The star is a symbol of light. Jesus is the light of the world and calls us to be lights in the world. During these days of Epiphany, we should consider ways that we can get our lights out from underneath those bushels that prevent us from shining. We can engage ourselves in activities that show forth Christ's light to the world. We can find ways to engage ourselves in service and ministry. Epiphany is a time to be inspired to share light by visiting a shut-in, helping with a local service organization, volunteering to serve in a new way within our church, or befriending someone that you don't know very well.

 

I recently learned about an old tradition of chalking doors during Epiphany. The tradition dates back to the middle ages when people marked up their doorposts with the letters C+M+B surrounded by the current year's date. Meaning that if we were to mark doors today it would look like this: 20+C+M+B+13. It looks a bit like an algebraic equation, but the CMB simply represents the three wise men known as -- Caspar, Melchior, and Balthasar.
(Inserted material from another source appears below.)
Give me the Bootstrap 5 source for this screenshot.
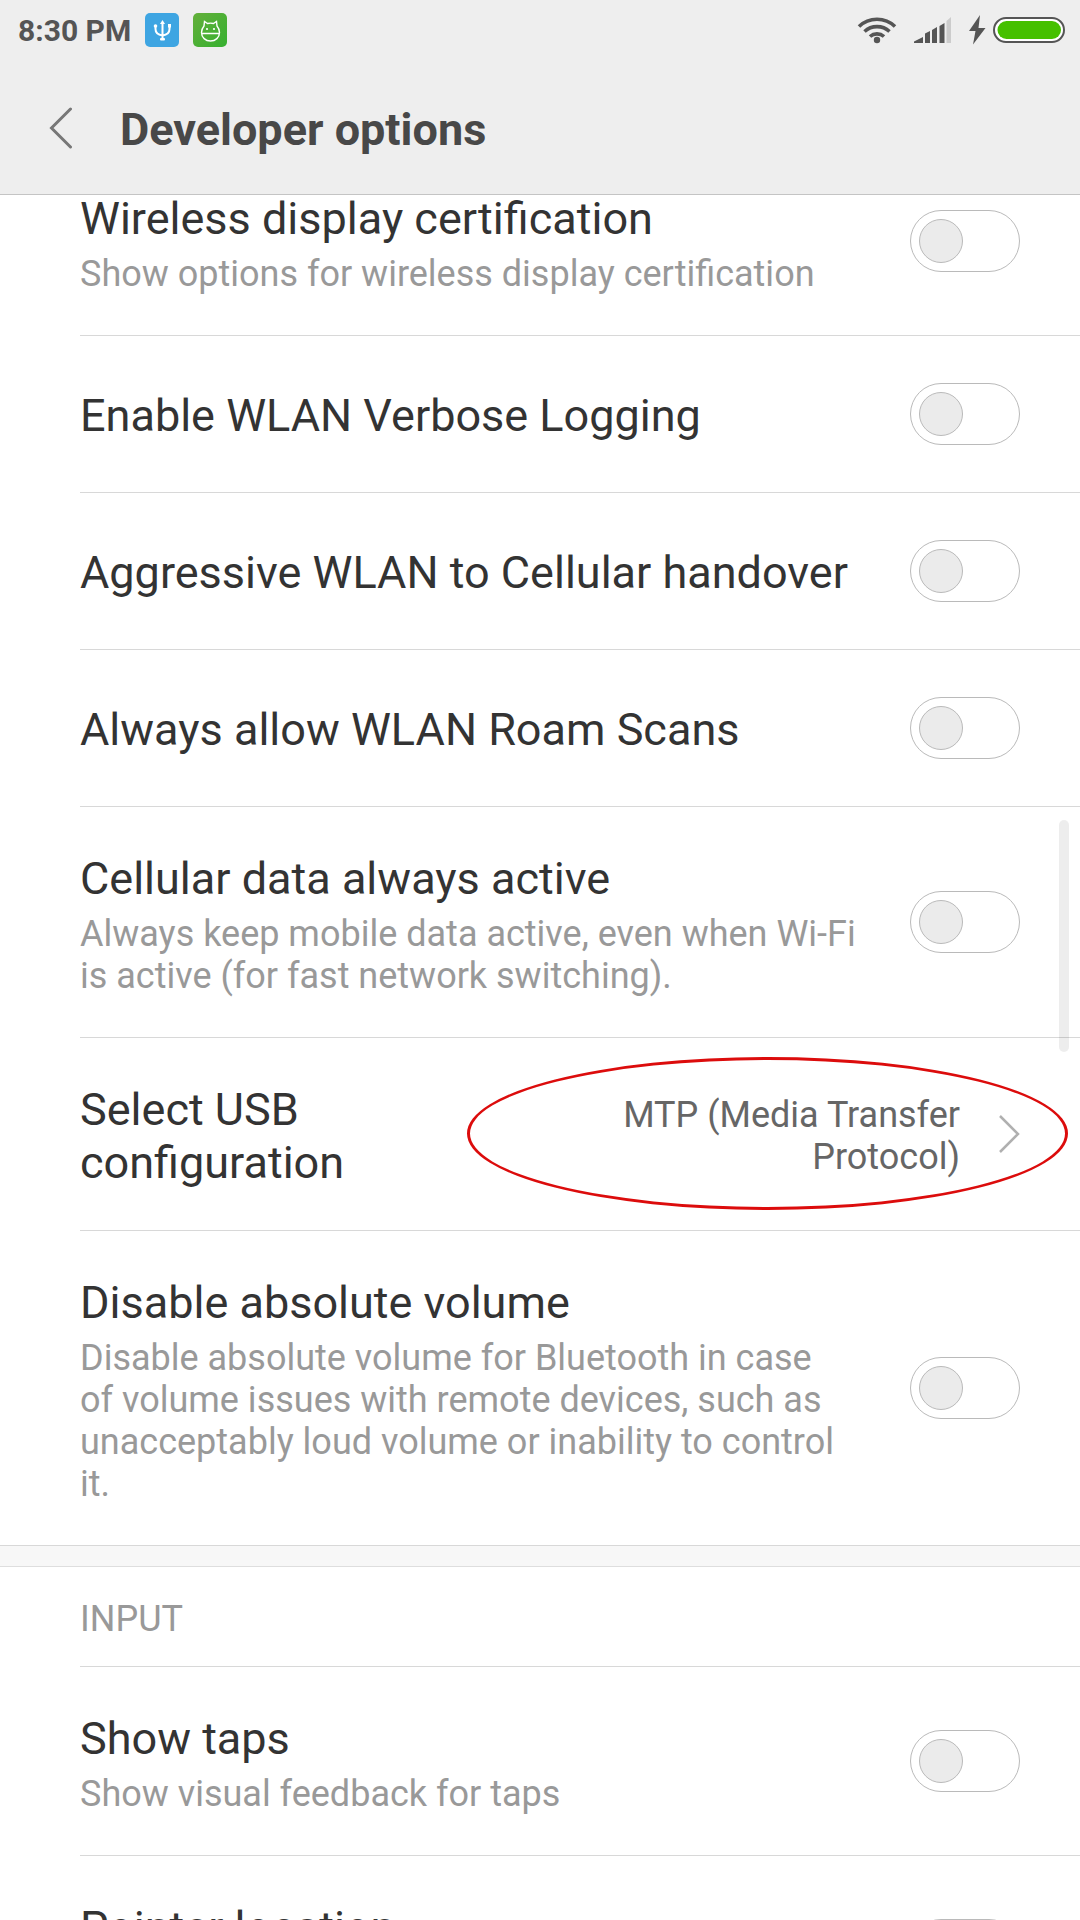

It also stands for the Latin prayer, Christus mansionem benedicat -- "may Christ bless this house."

 

I thought that this tradition was a beautiful outward symbol of a family's desire to share Epiphany with its neighbors. Maybe we should bring back this tradition, or maybe we should light a candle in our homes to remind us of the light of Christ that we are meant to share. Epiphany calls us to see things in a new way. It calls us to bring light to dark places and to present our gifts in service to God. I hope that you will find a way to celebrate Epiphany in your own lives and homes as we journey through this season.